In so permitting the water of the San Diego River to continue to flow over and through its park land, or even by using some of that water upon the park property, the City of San Diego will not be exercising its paramount pueblo right to all the water of the river. The City has the power to exercise its prior and paramount right in full or in part, but it is the extent to which it exercises that right by use, not the fact of its existence, which affects the subordinate right of riparian owners. (City of Los Angeles v. City of Glendale, supra, 23 Cal. 2d 68, 79.) Because of its paramount right, the City may take and use the water of the river by the barrel or by the drop, but if it takes and uses only the drop, it cannot play dog in the manger with the water remaining in the barrel. So far as the record in this case reveals, the use to which the City of San Diego proposes to put the water of the river is a use wholly consistent with the riparian ownership it will acquire by and through its condemnation of defendants' land. It is apparent that such use will have little or no tendency to diminish or devaluate the subordinate rights of riparian owners either upstream or downstream from the point involved. Since the action taken by the City will have the singular effect of extinguishing the subordinate rights of the defendant riparian owners only, it is likewise apparent that the loss of these rights, both as to the land taken and as to the larger parcel which defendants will retain, stems from the condemnation *669 of the land and not from the City's exercise of its paramount water right.

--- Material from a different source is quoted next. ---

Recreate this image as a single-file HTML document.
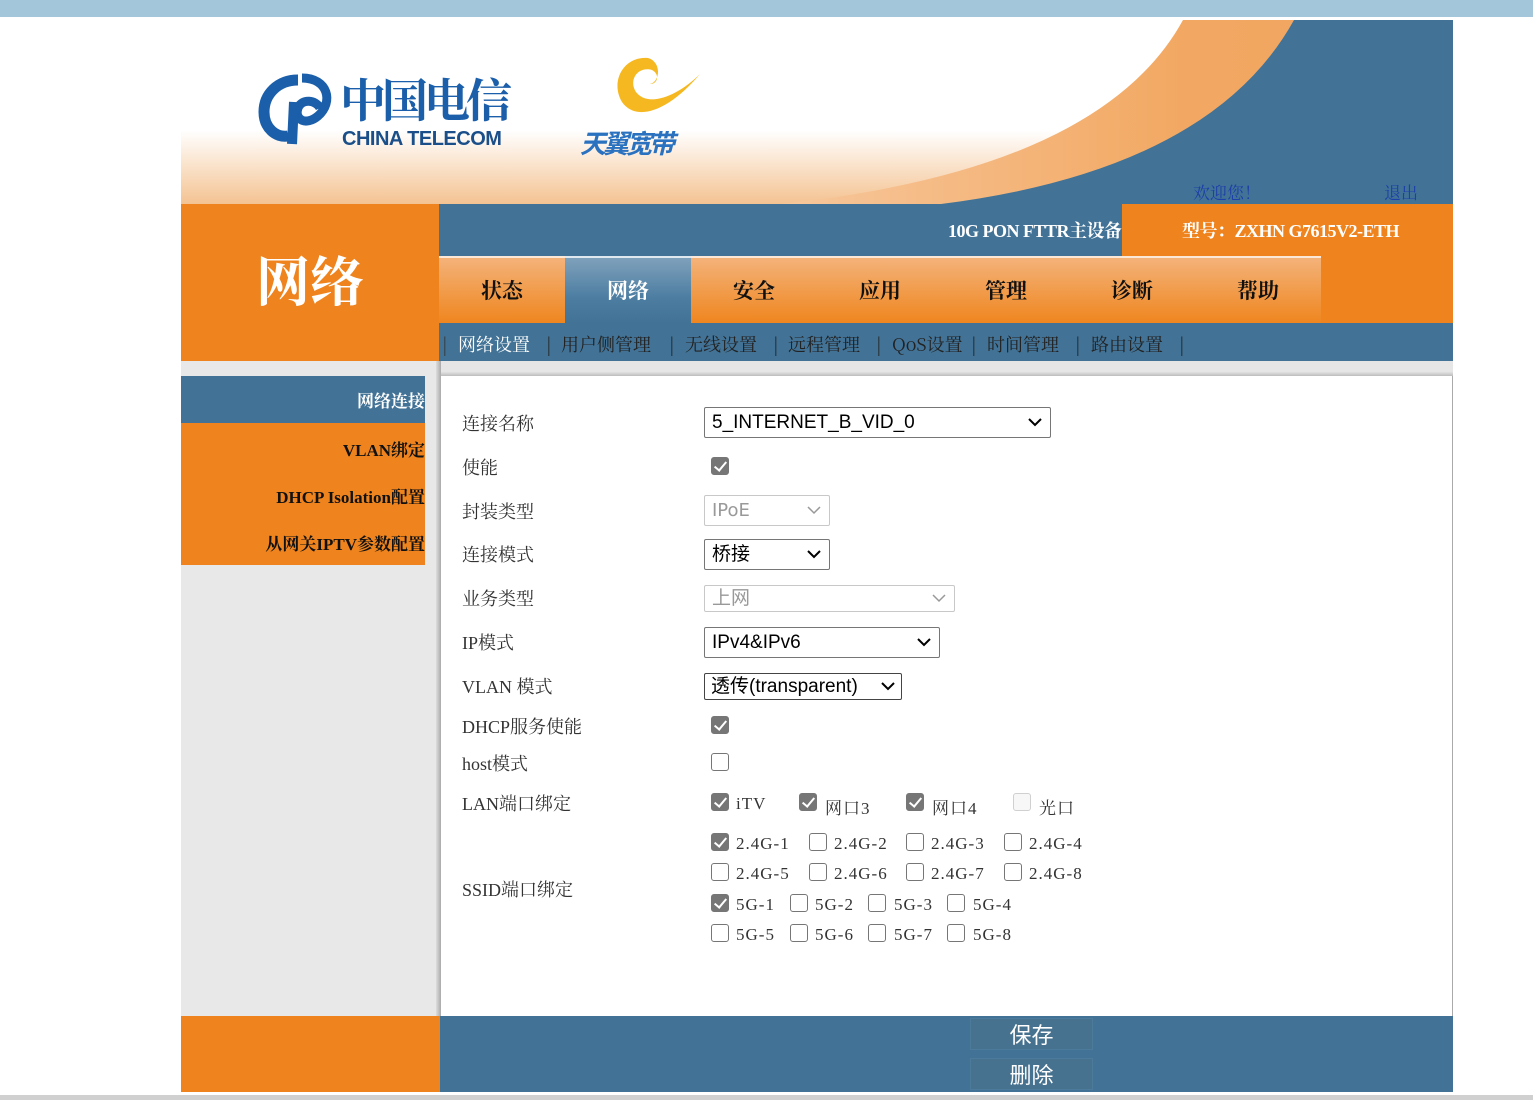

The proper treatment of a city's paramount pueblo water right and the subordinate right of a riparian land owner, as the same affect value in a condemnation action, has heretofore been considered and decided by the Supreme Court of this state. In City of Los Angeles v. Pomeroy, 124 Cal. 597 [57 P. 585], the factual situation precisely paralleled that which existed in the second Cuyamaca case. In that case, pursuant to an ordinance passed by the city council, the City of Los Angeles, possessed of a prior and paramount right to the water of the Los Angeles River by reason of its successorship to the Pueblo of Los Angeles, sought to condemn 315 acres of land on the river for the purpose of using the land to contain and divert the water of the river so that it could be used by the City of Los Angeles.
In the City of Los Angeles v. Pomeroy, supra, 124 Cal. 597, in contradistinction to the second Cuyamaca case, the appeal before the Supreme Court was in a context which required the court to review the entire proceedings before the trial court. A careful reading of the case reveals the procedure followed in that trial, and approved by the Supreme Court, was wholly different from that urged by the City and followed by the trial court in this case. There, the trial court, in its instructions to the jury, which had before it only the questions of value and damages, defined in detail the paramount right of the City of Los Angeles to the waters of the Los Angeles River, further defined the remaining and subordinate rights of the riparian owners to both the surface and subsurface waters of that river and then instructed the jury: "Whatever additional market value the land may have had by reason of these rights and advantages, so far as they do not interfere with or impair the rights of the city ..., this value the defendants are entitled to as a part of the value of the land, before it can be taken; and this value you must include in your estimate of the value of the land sought to be condemned." (At p. 622.)
We gather from City of Los Angeles v. Pomeroy, supra, 124 Cal. 597, that in a condemnation action such as this the extent to which the city's paramount and prior right to the waters here involved may tend to diminish defendants' subordinate right, and the extent to which defendants' subordinate right so diminished may enhance the value of the land to be taken are questions of fact to be considered by the jury in arriving *670 at value, pursuant to evidence properly received and under instructions as to the law by the court. The question of severance damage should receive like treatment.
The extent to which the City's paramount right to take and use the water of the river will affect the market value of riparian land will depend upon many factors and variables upon which proof must be brought to bear. And while different factual situations may affect upward or downward the degree to which the City's prior and paramount right to the water of the river diminishes the riparian owner's subordinate right thereto, the inter- relationship between the two rights is such that the former cannot extinguish the latter as a matter of law. The pueblo right attaches only to such water as the City needs and uses at a given time.
"The amount needed is necessarily uncertain and conjectural and dependent upon conditions such as rainfall and other established sources of supply." (Cuyamaca Water Co. v. Superior Court, 193 Cal. 584, 588 [226 P. 604, 33 A.L.R. 1316].) During the time the City is not using all the waters of the river, riparian owners may use them for the use and benefit of their lands. (City of Los Angeles v. Pomeroy, supra, 124 Cal. 597, 620; City of Los Angeles v. City of Glendale, supra, 23 Cal. 2d 68, 79.)
In the trial of such an action as this, the testimony of witnesses as to the facts and circumstances which affect the application of these conflicting water rights is not only permissible but essential to a proper evaluation by the jury. Expert witnesses, who understand these rights, and who believe they affect value and damage, may say so, and explain the reasons for their opinions. Certainly, the trial court must instruct the jury concerning these conflicting water rights so that it may evaluate the evidence, arrive at value, and give proper consideration to severance damage. (City of Los Angeles v. Pomeroy, supra, 124 Cal. 597, 615.)
As heretofore indicated, none of these procedures were permitted or followed in the trial of this case. For that reason the judgment must be reversed. This holding makes unnecessary discussion of other points raised by appellant. We have no reason to suppose error will occur in connection with any of them in the retrial of this case.
The judgment is reversed.
Brown (Gerald), P. J., and Coughlin, J., concurred.
NOTES
[fn. *] *. Assigned by the Chairman of the Judicial Council.
[fn. 1] 1. Elsewhere in the City's brief it is suggested that the City may impound water and use it on the park site. While this is a matter to be supplied by proof and not by argument, even in the latter context, it is not suggested that any use will be made of the water not wholly consistent with riparian ownership. Certainly, in the absence of proof, it may not be assumed that the City will remove, replace or greatly alter the Old Padre Dam which now ponds water in the area and which is the obvious reason the City has selected the property for a public park.